For a fleeting moment, I closed my eyes and conjured the feeling of having nothing better to do than sit here and enjoy my girls.
That’s the way the islanders seem to live.
I’m not sure what their bedtime routines for children look like, but I was on the receiving end of their time and attention during our six-day stay in Pohnpei, Micronesia.
And I was amazed by their generous capacity to live into the moments and experiences of any given day.
No tasks that ever seeming more important than people or experiences.
We’re on island time, they say.
And “hurry” doesn’t seem to exist in island vocabulary.
“Is your culture laid back?” one of the pastors had asked Jeremy and I over a leisurely Sunday dinner, just hours before our flight back to the States.
Jeremy shook his head while I emphatically replied,
“Definitely not. In America, we have to learn stress management skills or we’ll go crazy!”
I had laughed when I said it, but just now- back at home, in the middle of our crazy world of ministry, parenting, and homeschooling- I wasn’t feeling light-hearted.
Deep down, the constant pressure of just trying to get through one more productive day wears me down. I grow tired of trying to always “keep up” and “do enough.”
Enough for whom and what?
Sometimes I feel like I’m so busy living that I can’t enjoy life, or the people I share it with.
The demanding yet fleeting days of motherhood force me to ponder this island time perspective.
What can I learn from my new island friends and their unhurried pace of life?
I’m pretty sure the answer is a lot.
The truth is, Jeremy and I hit the ground running since our trip to the Pacific this summer.
It’s been two months since the trip, but, honestly, it feels like a world ago.
My sun tan- if you can call it that- is long gone.
I finally outlived the jet lag. (That was brutal, my friends.)
With nearly six weeks under our belts in the new school year, my kids and I have worked our way into a fairly effective schedule.
But I think about living on island time, well, all of the time.
About once-a-week, Jeremy greets me in the morning with a playful, “You ready to go back to the Pacific yet?”
Of course I know he’s kidding.
And of course I’m kidding when I shoot back with a quick, “I’m already packed!”
But the truth is, I long to live on island time.
Not necessarily for the leisurely days spent dipping my feet in the warm salt water (although that was nice).
But for that cultural gift of having time to give.
Time to rest.
Time to focus on the moment, instead of constantly rushing to the next task.
That’s one of the many gifts our time on the Pacific islands gave me.
It’s a lesson I observed by watching, through just a brief window of time, how the islanders live and how they love.
And it’s how I want to live and love.
But translating “island time” into American time currency is proving to be a daunting challenge.
Stacked against the demanding schedule of my life as a pastor’s wife, mom, and home educator, “island time” feels like a luxury.
No matter which way I budget and plan, I constantly run out this currency called time.
In fact, I’m really not convinced that “island time” is a viable currency here in my world.

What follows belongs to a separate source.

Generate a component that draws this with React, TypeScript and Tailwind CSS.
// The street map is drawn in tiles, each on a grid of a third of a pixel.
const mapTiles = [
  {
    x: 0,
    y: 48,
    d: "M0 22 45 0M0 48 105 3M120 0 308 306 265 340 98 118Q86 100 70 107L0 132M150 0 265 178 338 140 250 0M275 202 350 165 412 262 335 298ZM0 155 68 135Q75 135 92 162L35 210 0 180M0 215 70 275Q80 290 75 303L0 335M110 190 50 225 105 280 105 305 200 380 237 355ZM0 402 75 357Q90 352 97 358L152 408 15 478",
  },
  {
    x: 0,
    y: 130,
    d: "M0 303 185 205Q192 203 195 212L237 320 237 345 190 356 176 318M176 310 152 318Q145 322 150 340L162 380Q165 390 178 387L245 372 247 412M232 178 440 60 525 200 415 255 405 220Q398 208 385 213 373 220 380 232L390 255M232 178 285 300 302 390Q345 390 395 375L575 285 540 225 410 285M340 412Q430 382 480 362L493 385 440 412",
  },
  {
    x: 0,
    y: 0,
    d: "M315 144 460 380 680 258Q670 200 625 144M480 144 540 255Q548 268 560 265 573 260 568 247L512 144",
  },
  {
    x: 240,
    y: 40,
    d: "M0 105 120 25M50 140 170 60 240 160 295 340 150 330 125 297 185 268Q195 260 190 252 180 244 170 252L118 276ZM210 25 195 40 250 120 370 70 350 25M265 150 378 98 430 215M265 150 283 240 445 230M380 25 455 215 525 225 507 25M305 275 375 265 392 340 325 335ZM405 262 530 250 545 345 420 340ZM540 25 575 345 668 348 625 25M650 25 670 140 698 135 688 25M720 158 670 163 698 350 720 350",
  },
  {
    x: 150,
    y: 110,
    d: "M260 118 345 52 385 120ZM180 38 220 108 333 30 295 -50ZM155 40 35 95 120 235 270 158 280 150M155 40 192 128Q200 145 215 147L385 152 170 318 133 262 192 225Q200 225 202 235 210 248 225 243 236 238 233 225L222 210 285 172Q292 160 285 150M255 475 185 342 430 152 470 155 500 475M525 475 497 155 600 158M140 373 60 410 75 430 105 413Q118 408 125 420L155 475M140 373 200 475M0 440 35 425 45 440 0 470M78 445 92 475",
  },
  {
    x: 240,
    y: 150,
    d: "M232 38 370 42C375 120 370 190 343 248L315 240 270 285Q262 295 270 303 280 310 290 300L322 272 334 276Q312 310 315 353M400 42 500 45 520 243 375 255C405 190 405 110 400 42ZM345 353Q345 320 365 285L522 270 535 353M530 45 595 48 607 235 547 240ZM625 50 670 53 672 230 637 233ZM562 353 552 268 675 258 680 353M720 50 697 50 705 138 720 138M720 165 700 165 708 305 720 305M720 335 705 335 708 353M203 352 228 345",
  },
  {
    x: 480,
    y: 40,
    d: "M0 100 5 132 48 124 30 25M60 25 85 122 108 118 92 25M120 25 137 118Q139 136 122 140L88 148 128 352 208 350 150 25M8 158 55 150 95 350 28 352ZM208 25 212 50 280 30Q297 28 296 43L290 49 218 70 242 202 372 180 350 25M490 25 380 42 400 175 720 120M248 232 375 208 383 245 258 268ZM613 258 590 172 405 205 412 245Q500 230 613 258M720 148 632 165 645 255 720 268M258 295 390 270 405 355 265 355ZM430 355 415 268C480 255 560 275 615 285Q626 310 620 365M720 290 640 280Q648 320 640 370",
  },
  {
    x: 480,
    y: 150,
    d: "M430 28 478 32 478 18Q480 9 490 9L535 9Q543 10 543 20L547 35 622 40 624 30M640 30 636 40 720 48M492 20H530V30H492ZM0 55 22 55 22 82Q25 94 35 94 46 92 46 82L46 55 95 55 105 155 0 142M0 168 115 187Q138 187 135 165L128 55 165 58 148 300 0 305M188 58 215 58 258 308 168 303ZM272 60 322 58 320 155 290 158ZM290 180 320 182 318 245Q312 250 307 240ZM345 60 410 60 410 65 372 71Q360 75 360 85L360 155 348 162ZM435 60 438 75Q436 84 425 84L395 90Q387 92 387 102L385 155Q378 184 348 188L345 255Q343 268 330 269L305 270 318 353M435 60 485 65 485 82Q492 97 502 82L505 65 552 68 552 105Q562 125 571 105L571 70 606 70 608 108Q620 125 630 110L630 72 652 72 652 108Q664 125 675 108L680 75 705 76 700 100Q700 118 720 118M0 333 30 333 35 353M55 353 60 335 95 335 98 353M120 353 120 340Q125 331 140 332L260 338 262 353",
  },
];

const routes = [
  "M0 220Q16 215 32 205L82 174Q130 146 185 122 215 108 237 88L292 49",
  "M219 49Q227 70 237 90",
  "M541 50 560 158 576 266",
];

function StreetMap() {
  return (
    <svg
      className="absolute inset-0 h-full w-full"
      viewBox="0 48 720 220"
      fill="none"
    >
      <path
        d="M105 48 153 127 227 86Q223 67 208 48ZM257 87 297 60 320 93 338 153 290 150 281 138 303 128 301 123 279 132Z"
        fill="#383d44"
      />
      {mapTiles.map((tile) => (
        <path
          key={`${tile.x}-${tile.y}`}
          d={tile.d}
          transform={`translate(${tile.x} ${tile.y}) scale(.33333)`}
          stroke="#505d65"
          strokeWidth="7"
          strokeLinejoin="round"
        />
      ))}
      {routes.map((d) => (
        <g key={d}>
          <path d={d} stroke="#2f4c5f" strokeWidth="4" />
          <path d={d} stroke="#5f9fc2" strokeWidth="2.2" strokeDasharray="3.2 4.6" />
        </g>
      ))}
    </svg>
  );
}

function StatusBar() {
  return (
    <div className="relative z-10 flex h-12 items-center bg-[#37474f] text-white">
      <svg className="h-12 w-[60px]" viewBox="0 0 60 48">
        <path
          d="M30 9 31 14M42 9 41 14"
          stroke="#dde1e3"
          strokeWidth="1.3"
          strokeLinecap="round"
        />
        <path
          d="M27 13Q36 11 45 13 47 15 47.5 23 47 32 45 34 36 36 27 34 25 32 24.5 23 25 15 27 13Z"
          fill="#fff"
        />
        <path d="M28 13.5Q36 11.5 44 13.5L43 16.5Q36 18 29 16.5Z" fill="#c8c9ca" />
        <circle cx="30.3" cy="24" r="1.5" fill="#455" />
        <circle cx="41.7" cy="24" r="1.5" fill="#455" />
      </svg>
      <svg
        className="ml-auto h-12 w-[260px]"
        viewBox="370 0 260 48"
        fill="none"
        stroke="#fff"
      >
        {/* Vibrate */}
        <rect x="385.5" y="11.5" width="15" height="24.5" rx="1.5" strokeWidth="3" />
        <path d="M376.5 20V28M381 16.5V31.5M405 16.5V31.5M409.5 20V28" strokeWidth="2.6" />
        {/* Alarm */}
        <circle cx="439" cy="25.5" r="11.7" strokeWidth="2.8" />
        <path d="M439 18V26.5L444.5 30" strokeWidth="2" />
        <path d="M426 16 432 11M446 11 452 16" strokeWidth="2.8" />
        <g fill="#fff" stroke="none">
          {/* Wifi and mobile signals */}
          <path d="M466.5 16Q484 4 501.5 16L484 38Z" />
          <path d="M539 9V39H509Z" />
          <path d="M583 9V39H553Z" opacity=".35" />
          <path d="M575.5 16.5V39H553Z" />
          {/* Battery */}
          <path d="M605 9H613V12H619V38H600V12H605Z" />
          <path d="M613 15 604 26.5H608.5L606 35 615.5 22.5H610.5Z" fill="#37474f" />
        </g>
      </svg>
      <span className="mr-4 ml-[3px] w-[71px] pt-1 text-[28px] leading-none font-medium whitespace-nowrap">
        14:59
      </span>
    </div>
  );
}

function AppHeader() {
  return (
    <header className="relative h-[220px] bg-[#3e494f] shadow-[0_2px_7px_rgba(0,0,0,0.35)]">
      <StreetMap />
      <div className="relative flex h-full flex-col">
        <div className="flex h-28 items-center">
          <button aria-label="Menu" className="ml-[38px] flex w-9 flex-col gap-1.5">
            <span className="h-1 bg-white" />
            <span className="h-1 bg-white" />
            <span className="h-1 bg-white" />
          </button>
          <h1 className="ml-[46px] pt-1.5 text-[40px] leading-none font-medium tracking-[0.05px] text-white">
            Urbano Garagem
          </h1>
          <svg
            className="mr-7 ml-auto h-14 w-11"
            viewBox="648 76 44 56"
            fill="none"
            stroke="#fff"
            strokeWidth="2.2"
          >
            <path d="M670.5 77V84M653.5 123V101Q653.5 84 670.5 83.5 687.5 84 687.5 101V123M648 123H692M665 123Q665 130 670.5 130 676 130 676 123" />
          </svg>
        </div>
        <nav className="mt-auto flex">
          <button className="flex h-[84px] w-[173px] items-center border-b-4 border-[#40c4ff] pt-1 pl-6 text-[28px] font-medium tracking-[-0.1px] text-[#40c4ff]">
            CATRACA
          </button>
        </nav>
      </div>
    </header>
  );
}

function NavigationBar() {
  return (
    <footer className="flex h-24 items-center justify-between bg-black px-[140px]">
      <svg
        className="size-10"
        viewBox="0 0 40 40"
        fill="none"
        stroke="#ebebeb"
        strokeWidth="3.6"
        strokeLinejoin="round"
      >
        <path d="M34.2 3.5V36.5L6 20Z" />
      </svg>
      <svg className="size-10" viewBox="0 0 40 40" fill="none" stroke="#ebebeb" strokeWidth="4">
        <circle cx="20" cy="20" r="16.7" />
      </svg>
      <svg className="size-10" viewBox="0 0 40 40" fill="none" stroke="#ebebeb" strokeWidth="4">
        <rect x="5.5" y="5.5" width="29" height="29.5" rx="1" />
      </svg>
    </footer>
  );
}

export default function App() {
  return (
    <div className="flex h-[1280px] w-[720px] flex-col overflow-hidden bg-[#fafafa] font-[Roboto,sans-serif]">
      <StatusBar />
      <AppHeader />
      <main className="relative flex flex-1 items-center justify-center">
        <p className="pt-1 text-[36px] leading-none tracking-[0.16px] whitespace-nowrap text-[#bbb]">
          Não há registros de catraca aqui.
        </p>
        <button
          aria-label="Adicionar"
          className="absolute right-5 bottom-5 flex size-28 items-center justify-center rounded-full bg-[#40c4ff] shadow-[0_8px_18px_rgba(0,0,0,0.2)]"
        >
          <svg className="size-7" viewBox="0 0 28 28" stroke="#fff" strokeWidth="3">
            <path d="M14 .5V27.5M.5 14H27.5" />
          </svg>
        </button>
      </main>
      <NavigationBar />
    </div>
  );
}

But I keep pondering and praying for God to refine my priorities, to reframe the context of how I live and how I love.
And the tiniest snippets of “island time” keep showing up in my busy days.
It’s exactly why I settle onto my kids’ beds at night, look into their faces, and listen for as long as I can before escaping to the comfort of my own bed at the end of another busy day.
It’s also why Jeremy and I fiercely protect our weekly date nights as a couple.
Why we set aside as many Friday evenings as possible as family nights.
Why I take a nap every single Sunday afternoon.
Why I try to really listen when one of my kids asks for another piece of my precious TIME and ATTENTION.
Because I know there will always be tasks, and more tasks.
But there will never be another today. Another chance to live and love in this moment.
So maybe there’s hope that somehow-
like the ebbing of the mighty Pacific against the shores of hundreds of Micronesian islands-
slowly, I’ll internalized this gift of time.
And, one day at at time, I’ll give it away a little more generously than the day before.